店主「あなた、これタクシーに忘れてきたんでしょ。タクシーの運転手が持ってきて、ロック解除してって言ってきたんだよ」
私「……? え、まさかxxxタクシー?」
店主「そうそう」
ここで店主がハッとしたように、これ以上は何も言えないけど……と、モゴモゴ言葉を濁していましたが、なんと、犯人はタクシーの運転手だったのです!許せん!
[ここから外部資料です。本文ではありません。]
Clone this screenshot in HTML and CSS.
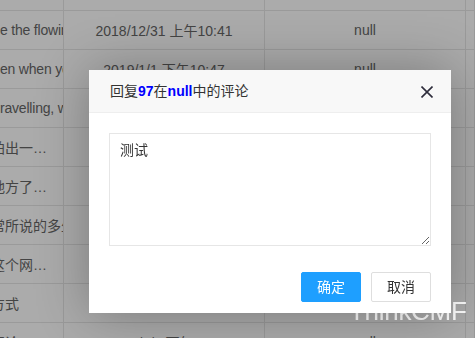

携帯を紛失してすぐの頃に、語学学校の先生が私の代わりにタクシーの運転手に問い詰めていた際には、「自分の責務はタクシーの運転であって、人のものを盗むことではない。おそらく降車後に乗せた客が盗ったのかもしれない」なんて言っていたのに……。人の言葉とは信じられないものです。
最後に……
「お前のその執念が俺は怖いよ」なんて会社のおじさまからは言われましたが、大事な思い出も何もかも手元に戻ってきたのでオールオッケーです!今回の一件で、タクシーの運転手や中古ショップの店員のように悪意に満ちた人もいれば、なんとか見つけられるように力を貸してくれる人が自分の周りに沢山いるとは思いませんでした。当たり前のことだけど、忘れがちなことに改めて気づくことができた良い経験になったなぁと思います。
あとはバックアップやっぱり大事ですね。失ってからでは何も出来ない。あの悲しみの日々を思えば、さっさとやっておけばよかったなぁと今となっては思います。